An additional factor that is very important in both forming and maintaining healthy bone is activity and exercise. Bone development and remodeling is driven by the applied forces that the bone “feels”.  Impact (light to medium) stimulates the bone cells called osteocytes that live in the bone matrix to send out signals to the bone building cells – the osteoblasts to start responding to those forces by building more bone. Also, bone health is maintained when muscles are strong so that the bone “feels” the pull of those muscles. Strong muscles come from living an active lifestyle and doing regular exercises. There is a theory that optimal bone building comes from additional exercises – the phrase “osteogenic loading” specifically refers to exercises where bone feel additional applied forces that stimulate bone to maintain its optimal composition. It is also known, that maintaining muscle strength helps maintain a good sense of balance – and when you have good sense of balance falls and therefore breaks are less likely!

Monitoring of the bone health is the foundation of fracture prevention in the way monitoring blood pressure is to stroke prevention and mammograms are to breast cancer prevention. The early detection of any of these conditions, allows for early treatment to be institutes to prevent the long-term consequences of the disease. Bone health assessment is looking for osteoporosis. Although, some may still consider developing osteoporosis an unfortunate part of growing older, it is now understood that fracturing due to idiopathic age-related bone loss is not an inevitable part of aging but a potentially preventable disease process. Nutrition and exercise fight against osteoporosis – monitoring makes sure that they are working.
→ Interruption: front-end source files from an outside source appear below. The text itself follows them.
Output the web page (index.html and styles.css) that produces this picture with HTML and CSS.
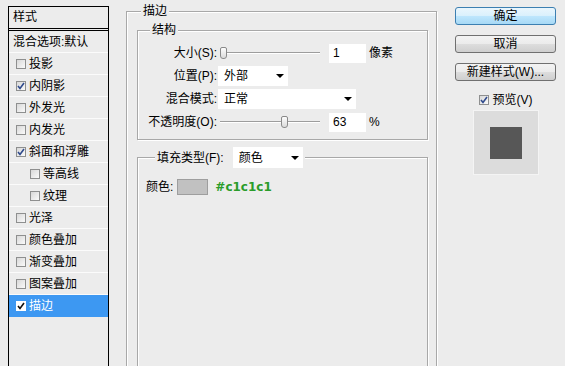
FILE: index.html
```html
<!DOCTYPE html>
<html lang="zh-CN">
    <head>
        <meta charset="UTF-8">
        <title>图层样式 - 描边</title>
        <link rel="stylesheet" href="styles.css">
    </head>
    <body>

        <div class="dialog">

            <!-- 左侧 样式 列表 -->
            <div class="styles">
                <div class="head">样式</div>
                <div class="item plain">混合选项:默认</div>
                <div class="item"><span class="cb"></span>投影</div>
                <div class="item"><span class="cb on"><svg viewBox="0 0 8 8"><path d="M1 4 L3 6.5 L7 1"/></svg></span>内阴影</div>
                <div class="item"><span class="cb"></span>外发光</div>
                <div class="item"><span class="cb"></span>内发光</div>
                <div class="item"><span class="cb on"><svg viewBox="0 0 8 8"><path d="M1 4 L3 6.5 L7 1"/></svg></span>斜面和浮雕</div>
                <div class="item sub"><span class="cb"></span>等高线</div>
                <div class="item sub"><span class="cb"></span>纹理</div>
                <div class="item"><span class="cb"></span>光泽</div>
                <div class="item"><span class="cb"></span>颜色叠加</div>
                <div class="item"><span class="cb"></span>渐变叠加</div>
                <div class="item"><span class="cb"></span>图案叠加</div>
                <div class="item sel"><span class="cb on"><svg viewBox="0 0 8 8"><path d="M1 4 L3 6.5 L7 1"/></svg></span>描边</div>
            </div>

            <!-- 中间 描边 设置 -->
            <div class="main">
                <fieldset class="group outer">
                    <legend>描边</legend>

                    <fieldset class="group inner">
                        <legend>结构</legend>
                        <div class="row">
                            <label>大小(S):</label>
                            <div class="slider"><span class="thumb" style="left: 0px;"></span></div>
                            <span class="num">1</span>
                            <span class="unit">像素</span>
                        </div>
                        <div class="row">
                            <label>位置(P):</label>
                            <span class="select">外部</span>
                        </div>
                        <div class="row">
                            <label>混合模式:</label>
                            <span class="select wide">正常</span>
                        </div>
                        <div class="row">
                            <label>不透明度(O):</label>
                            <div class="slider"><span class="thumb" style="left: 61px;"></span></div>
                            <span class="num">63</span>
                            <span class="unit">%</span>
                        </div>
                    </fieldset>

                    <fieldset class="group fill">
                        <legend><span>填充类型(F):</span><span class="select">颜色</span></legend>
                        <div class="color-row">
                            <span>颜色:</span>
                            <span class="swatch"></span>
                            <span class="hex">#c1c1c1</span>
                        </div>
                    </fieldset>
                </fieldset>
            </div>

            <!-- 右侧 按钮 -->
            <div class="side">
                <div class="btn ok">确定</div>
                <div class="btn">取消</div>
                <div class="btn">新建样式(W)...</div>
                <div class="preview-check"><span class="cb on"><svg viewBox="0 0 8 8"><path d="M1 4 L3 6.5 L7 1"/></svg></span>预览(V)</div>
                <div class="preview"><div class="square"></div></div>
            </div>

        </div>

    </body>
</html>
```

FILE: styles.css
```css
body {
    margin: 0;
    width: 565px;
    height: 366px;
    overflow: hidden;
    background-color: #ececec;
    font-family: "Liberation Sans", "Noto Sans CJK SC", sans-serif;
    font-size: 12px;
    line-height: 16px;
    color: #000;
}

.dialog {
    display: flex;
    align-items: flex-start;
    padding-left: 8px;
    height: 366px;
}

/* 样式 列表 */
.styles {
    width: 101px;
    height: 360px;
    box-sizing: border-box;
    margin-top: 6px;
    border: 1px solid #000;
    border-bottom: none;
}

.head {
    height: 21px;
    line-height: 21px;
    padding-left: 4px;
    border-bottom: 3px double #000;
}

.item {
    display: flex;
    align-items: center;
    gap: 3px;
    height: 21px;
    padding-left: 7px;
    border-bottom: 1px solid #fbfbfb;
}

.item.plain {
    padding-left: 4px;
}

.item.sub {
    padding-left: 21px;
}

.item.sel {
    background-color: #3d98f2;
    color: #fff;
    border-bottom-color: #3d98f2;
}

.cb {
    display: inline-block;
    width: 10px;
    height: 10px;
    box-sizing: border-box;
    border: 1px solid #8e8f8f;
    background: linear-gradient(135deg, #d8d8d8, #fafafa);
}

.cb svg {
    display: block;
    width: 8px;
    height: 8px;
    fill: none;
    stroke: #2f4a8c;
    stroke-width: 1.6;
}

.sel .cb {
    background: #fff;
    border-color: #fff;
}

.sel .cb svg {
    stroke: #111;
}

/* 描边 设置 */
.main {
    width: 311px;
    margin-left: 17px;
    margin-top: 3px;
}

.group {
    margin: 0;
    border: 1px solid #a8a8a8;
    box-shadow: inset 1px 1px 0 #fff, 1px 1px 0 #fff;
}

.group legend {
    height: 16px;
    padding: 0 2px;
    margin-left: 4px;
    background-color: #ececec;
}

.outer {
    box-sizing: border-box;
    height: 363px;
    padding: 0 8px 0 10px;
    border-bottom: none;
}

.inner {
    margin-top: 3px;
    padding: 5px 8px 7px 8px;
}

.row {
    display: flex;
    align-items: center;
    height: 20px;
    margin-bottom: 3px;
}

.row:last-child {
    margin-bottom: 0;
}

.row label {
    width: 71px;
    margin-right: 1px;
    text-align: right;
}

.slider {
    position: relative;
    width: 100px;
    height: 12px;
    margin-left: 2px;
    margin-right: 9px;
    background:
        linear-gradient(#9d9d9d, #9d9d9d) 0 5px / 100% 1px no-repeat,
        linear-gradient(#fff, #fff) 0 6px / 100% 1px no-repeat;
}

.thumb {
    position: absolute;
    top: 0;
    width: 7px;
    height: 12px;
    box-sizing: border-box;
    border: 1px solid #8a8a8a;
    border-radius: 2px 2px 3px 3px;
    background: linear-gradient(#fdfdfd, #dadada);
}

.num {
    width: 37px;
    height: 19px;
    box-sizing: border-box;
    padding-left: 4px;
    line-height: 19px;
    background-color: #fff;
}

.unit {
    margin-left: 3px;
}

.select {
    display: flex;
    align-items: center;
    justify-content: space-between;
    width: 70px;
    height: 20px;
    box-sizing: border-box;
    padding: 0 4px 0 6px;
    background-color: #fff;
}

.select::after {
    content: "";
    border-left: 4px solid transparent;
    border-right: 4px solid transparent;
    border-top: 4px solid #000;
}

.select.wide {
    width: 138px;
}

.fill {
    box-sizing: border-box;
    height: 219px;
    margin-top: 7px;
    padding: 10px 8px 0 8px;
    border-bottom: none;
}

.fill legend {
    display: flex;
    align-items: center;
    gap: 9px;
    height: 21px;
    margin-left: 9px;
}

.fill legend .select {
    height: 21px;
}

.color-row {
    display: flex;
    align-items: center;
    gap: 4px;
    height: 18px;
}

.swatch {
    width: 31px;
    height: 16px;
    box-sizing: border-box;
    border: 1px solid #9e9e9e;
    background-color: #c1c1c1;
    margin-right: 3px;
}

.hex {
    font-family: "DejaVu Sans", sans-serif;
    font-weight: bold;
    font-size: 12px;
    color: #2a9c2a;
}

/* 按钮 */
.side {
    width: 101px;
    margin-left: 18px;
    margin-top: 7px;
    display: flex;
    flex-direction: column;
}

.btn {
    height: 18px;
    box-sizing: border-box;
    margin-bottom: 10px;
    border: 1px solid #707070;
    border-radius: 3px;
    background: linear-gradient(#f3f3f3 0%, #ebebeb 50%, #dddddd 51%, #cfcfcf 100%);
    text-align: center;
    line-height: 16px;
}

.btn.ok {
    border-color: #3c7fb1;
    background: linear-gradient(#eaf6fd 0%, #d9f0fc 50%, #bee6fd 51%, #a7d9f5 100%);
}

.preview-check {
    display: flex;
    align-items: center;
    justify-content: center;
    gap: 4px;
    height: 12px;
    margin-top: 3px;
}

.preview {
    display: flex;
    align-items: center;
    justify-content: center;
    width: 66px;
    height: 65px;
    box-sizing: border-box;
    margin: 4px auto 0;
    border: 1px solid #f4f4f4;
    background-color: #dcdcdc;
}

.square {
    width: 32px;
    height: 32px;
    background-color: #575757;
}
```
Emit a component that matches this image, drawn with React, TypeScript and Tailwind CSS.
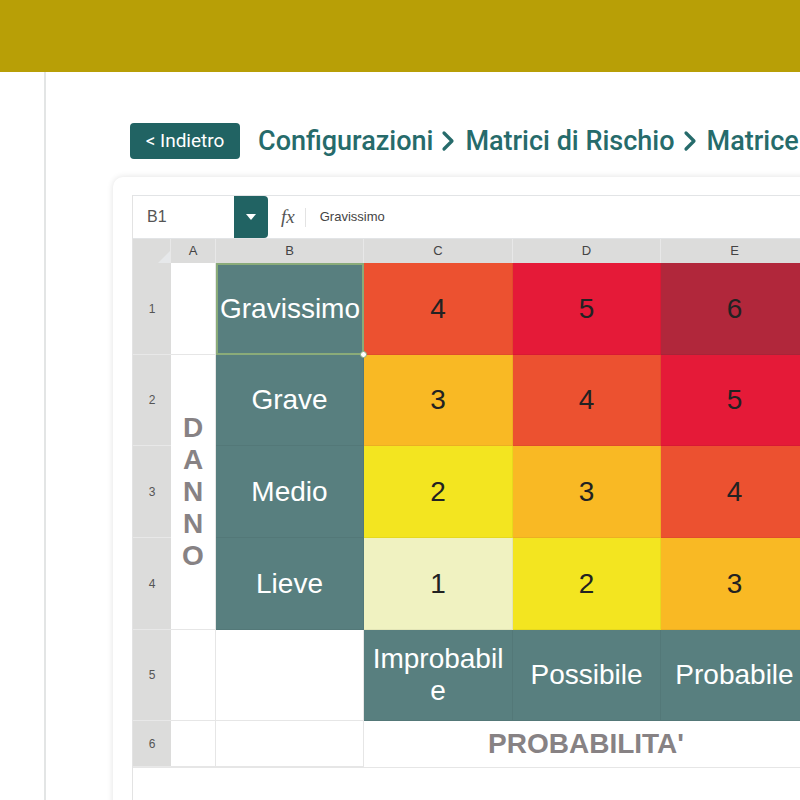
import React from "react";

const TEAL = "bg-[#587f7f]";

function Chevron() {
  return (
    <svg width="16" height="22" viewBox="0 0 16 22" className="ml-[7px] mr-[9px] shrink-0">
      <polyline points="4,3 12,11 4,19" fill="none" stroke="#266b6b" strokeWidth="3.2" strokeLinecap="round" strokeLinejoin="round" />
    </svg>
  );
}

export default function App() {
  const colHdr = "bg-[#dcdcdb] border-r border-[#e8e8e8] flex items-center justify-center text-[13px] text-[#444]";
  const rowHdr = "bg-[#dcdcdb] border-b border-[#e8e8e8] flex items-center justify-center text-[12px] text-[#555]";
  const white = "bg-white border-r border-b border-[#e6e6e6]";
  const num = "flex items-center justify-center text-[28px] text-[#222] border-r border-b border-black/5";
  const teal = `${TEAL} flex items-center justify-center text-center text-[28px] leading-[32px] text-white border-r border-b border-black/5`;

  return (
    <div className="w-[800px] h-[800px] overflow-hidden bg-white font-['Roboto',sans-serif]">
      <div className="h-[72px] bg-[#b89f06]" />
      <div className="flex h-[728px]">
        <div className="w-[46px] shrink-0 border-r-2 border-[#e3e5e5]" />
        <div className="flex-1 pl-[67px] pt-[51px]">
          <div className="flex items-center ml-[17px] h-[36px]">
            <div className="h-[36px] w-[110px] rounded-[4px] bg-[#216363] text-white text-[19px] flex items-center justify-center shrink-0">
              &lt; Indietro
            </div>
            <div className="ml-[18px] flex items-center text-[27px] font-medium text-[#266b6b] whitespace-nowrap leading-none">
              <span>Configurazioni</span>
              <Chevron />
              <span>Matrici di Rischio</span>
              <Chevron />
              <span>Matrice di Rischio</span>
            </div>
          </div>

          <div className="mt-[18px] w-[760px] h-[700px] rounded-[10px] bg-white shadow-[0_0_6px_rgba(0,0,0,0.12)] pt-[18px] pl-[19px]">
            <div className="border-l border-[#e3e3e3] h-full">
              {/* formula bar */}
              <div className="flex h-[44px] border border-l-0 border-[#e2e4e6] bg-white">
                <div className="w-[101px] flex items-center pl-[14px] text-[16px] text-[#555] font-['Liberation_Sans',sans-serif] rounded-l-[4px]">B1</div>
                <div className="w-[34px] bg-[#216363] rounded-r-[4px] flex items-center justify-center">
                  <svg width="10" height="8" viewBox="0 0 10 8"><polygon points="0,1 10,1 5,7" fill="white" /></svg>
                </div>
                <div className="flex items-center pl-[13px]">
                  <span className="font-['Liberation_Serif',serif] italic text-[19px] text-[#555]">fx</span>
                  <span className="ml-[10px] w-px h-[19px] bg-[#e3e3e3]" />
                  <span className="ml-[14px] text-[13px] text-[#444] font-['Liberation_Sans',sans-serif]">Gravissimo</span>
                </div>
              </div>

              {/* grid */}
              <div className="grid grid-cols-[38px_45px_148px_149px_148px_148px_100px] grid-rows-[24px_92px_91px_92px_92px_91px_46px] font-['Liberation_Sans',Arial,sans-serif] border-b border-[#e6e6e6] w-fit">
                {/* header row */}
                <div className="bg-[#dcdcdb] border-r border-[#e8e8e8] relative overflow-hidden">
                  <div className="absolute right-0 bottom-0 w-0 h-0 border-l-[12px] border-l-transparent border-b-[12px] border-b-[#e6e8ea]" />
                </div>
                <div className={colHdr}>A</div>
                <div className={`${colHdr} bg-[#ccd5c9]`}>B</div>
                <div className={colHdr}>C</div>
                <div className={colHdr}>D</div>
                <div className={colHdr}>E</div>
                <div className={colHdr}>F</div>

                {/* row 1 */}
                <div className={`${rowHdr} bg-[#ccd5c9]`}>1</div>
                <div className={white} />
                <div className={`${TEAL} relative flex items-center justify-center text-[28px] text-white border-2 border-[#8aab79]`}>
                  Gravissimo
                  <div className="absolute right-[-5px] bottom-[-5px] w-[7px] h-[7px] rounded-full bg-white border border-[#8aab79] z-10" />
                </div>
                <div className={`${num} bg-[#ec5130]`}>4</div>
                <div className={`${num} bg-[#e51a38]`}>5</div>
                <div className={`${num} bg-[#b1273b]`}>6</div>
                <div className={`${num} bg-[#b1273b]`} />

                {/* row 2 */}
                <div className={rowHdr}>2</div>
                <div className="row-span-3 bg-white border-r border-b border-[#e6e6e6] flex flex-col items-center justify-center font-bold text-[28px] leading-[32px] text-[#878284]">
                  <span>D</span><span>A</span><span>N</span><span>N</span><span>O</span>
                </div>
                <div className={teal}>Grave</div>
                <div className={`${num} bg-[#f9b924]`}>3</div>
                <div className={`${num} bg-[#ec5130]`}>4</div>
                <div className={`${num} bg-[#e51a38]`}>5</div>
                <div className={`${num} bg-[#b1273b]`} />

                {/* row 3 */}
                <div className={rowHdr}>3</div>
                <div className={teal}>Medio</div>
                <div className={`${num} bg-[#f3e520]`}>2</div>
                <div className={`${num} bg-[#f9b924]`}>3</div>
                <div className={`${num} bg-[#ec5130]`}>4</div>
                <div className={`${num} bg-[#e51a38]`} />

                {/* row 4 */}
                <div className={rowHdr}>4</div>
                <div className={teal}>Lieve</div>
                <div className={`${num} bg-[#f0f2c1]`}>1</div>
                <div className={`${num} bg-[#f3e520]`}>2</div>
                <div className={`${num} bg-[#f9b924]`}>3</div>
                <div className={`${num} bg-[#ec5130]`} />

                {/* row 5 */}
                <div className={rowHdr}>5</div>
                <div className={white} />
                <div className={white} />
                <div className={`${teal} px-[6px]`}>Improbabil e</div>
                <div className={teal}>Possibile</div>
                <div className={teal}>Probabile</div>
                <div className={teal} />

                {/* row 6 */}
                <div className={rowHdr}>6</div>
                <div className={white} />
                <div className={white} />
                <div className="col-span-3 bg-white border-r border-[#e6e6e6] flex items-center justify-center font-bold text-[28px] text-[#878284]">
                  PROBABILITA'
                </div>
                <div className={white} />
              </div>
            </div>
          </div>
        </div>
      </div>
    </div>
  );
}
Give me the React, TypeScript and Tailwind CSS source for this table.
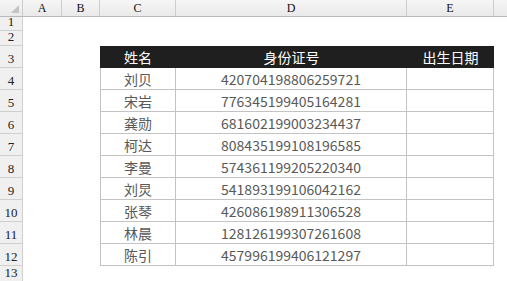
import React from 'react';

const people = [
  ['刘贝', '420704198806259721'],
  ['宋岩', '776345199405164281'],
  ['龚勋', '681602199003234437'],
  ['柯达', '808435199108196585'],
  ['李曼', '574361199205220340'],
  ['刘炅', '541893199106042162'],
  ['张琴', '426086198911306528'],
  ['林晨', '128126199307261608'],
  ['陈引', '457996199406121297'],
];

const cjk = { fontFamily: '"Noto Sans CJK SC", "Noto Sans", sans-serif' };
const headFont = { fontFamily: '"Liberation Serif", "DejaVu Serif", serif' };

const RowNum = ({ n, h }: { n: number; h: string }) => (
  <div
    className={`w-[23px] ${h} shrink-0 flex items-end justify-center pb-[2px] bg-[#f0f0f0] border-r border-b border-[#cfcfcf] text-[13px] leading-none text-[#222]`}
    style={headFont}
  >
    {n}
  </div>
);

const ColHead = ({ label, w }: { label: string; w: string }) => (
  <div
    className={`${w} shrink-0 h-full flex items-center justify-center border-r border-[#cdcdcd] text-[12px] text-[#111]`}
    style={headFont}
  >
    {label}
  </div>
);

export default function App() {
  return (
    <div className="w-[507px] h-[281px] overflow-hidden bg-white">
      {/* column letters */}
      <div className="flex h-[17px] bg-gradient-to-b from-[#f6f6f6] to-[#e9e9e9] border-b border-[#b8b8b8]">
        <div className="w-[23px] shrink-0 h-full relative border-r border-[#cdcdcd]">
          <svg className="absolute right-[3px] bottom-[3px]" width="8" height="8" viewBox="0 0 8 8">
            <polygon points="8,0 8,8 0,8" fill="#c4c4c4" />
          </svg>
        </div>
        <ColHead label="A" w="w-[39px]" />
        <ColHead label="B" w="w-[38px]" />
        <ColHead label="C" w="w-[76px]" />
        <ColHead label="D" w="w-[231px]" />
        <ColHead label="E" w="w-[87px]" />
        <div className="flex-1" />
      </div>

      {/* rows 1-2 */}
      <div className="flex">
        <RowNum n={1} h="h-[14px]" />
      </div>
      <div className="flex">
        <RowNum n={2} h="h-[15px]" />
      </div>

      {/* header row */}
      <div className="flex">
        <RowNum n={3} h="h-[22px]" />
        <div className="w-[77px] shrink-0" />
        <div
          className="w-[394px] shrink-0 h-[22px] flex bg-[#1f1f1f] text-white text-[14px] leading-none"
          style={cjk}
        >
          <div className="w-[76px] flex items-center justify-center">姓名</div>
          <div className="w-[231px] flex items-center justify-center">身份证号</div>
          <div className="w-[87px] flex items-center justify-center">出生日期</div>
        </div>
      </div>

      {people.map(([name, id], i) => (
        <div className="flex" key={id}>
          <RowNum n={i + 4} h="h-[22px]" />
          <div className="w-[77px] shrink-0" />
          <div className="flex text-[14px] leading-none text-[#595959]" style={cjk}>
            <div className="w-[76px] h-[22px] flex items-center justify-center border-l border-r border-b border-[#c3c3c3]">
              {name}
            </div>
            <div className="w-[231px] h-[22px] flex items-center justify-center border-r border-b border-[#c3c3c3]">
              {id}
            </div>
            <div className="w-[87px] h-[22px] border-r border-b border-[#c3c3c3]" />
          </div>
        </div>
      ))}

      <div className="flex">
        <RowNum n={13} h="h-[16px]" />
      </div>
    </div>
  );
}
The term for bone monitoring is known as bone densitometry – the measurement of bone density. Determining bone mineral density (BMD) has been the traditional method of diagnosing osteoporosis and predicting fracture risk. The most common way to measure BMD is by using Dual Energy X-ray Absorptiometry (DXA). DXA has been around for over 30 years and has been the backbone of Bone Healthcare. It is a method of measuring BMD by using low-energy x-ray and has been considered reasonably reliable for measuring BMD and diagnosing and treating osteoporosis.

There is another method of bone densitometry that not only determines BMD but also give a measure of the Bone Quality. Radiofrequency Echographic Multi Spectrometry (REMS) is a newer method of performing monitoring bone health that was developed and has been used in Europe for almost ten years and has replaced DXA as the official method of bone densitometry in Italy. REMS uses ultrasound to measure BMD. However, the ultrasound is also capable of measuring Bone Quality and therefore when REMS is used to assess bone, more information is obtained and there is a better way to predict fracture risk. REMS is still very new in the United States but its popularity is growing as more and more people are finding out about it.

If levels of nutrition and exercise were not enough to maintain a healthy skeleton, or other medical conditions are affecting bone quality, then there are specific medications that can help to prevent bone loss or even to reinvigorate the bone to build back a little. The decision to use any of these medications should be made in consultation with your bone healthcare provider. And if you are started on any of these medications you must be compliant with the directions of use and monitoring the effectiveness of the medications is also essential.

In conclusion, it is important to remember that your bones need to be monitored and cared for like any other part of you and although we focused on bone health as a women’s health issue, poor bone health can affect anyone. So, bone healthcare is an issue for everyone and something that we all need to be aware of. Everyone has a skeleton and we need to pay attention to and take care of our skeletons because………...

If you ignore your bones, they will go away!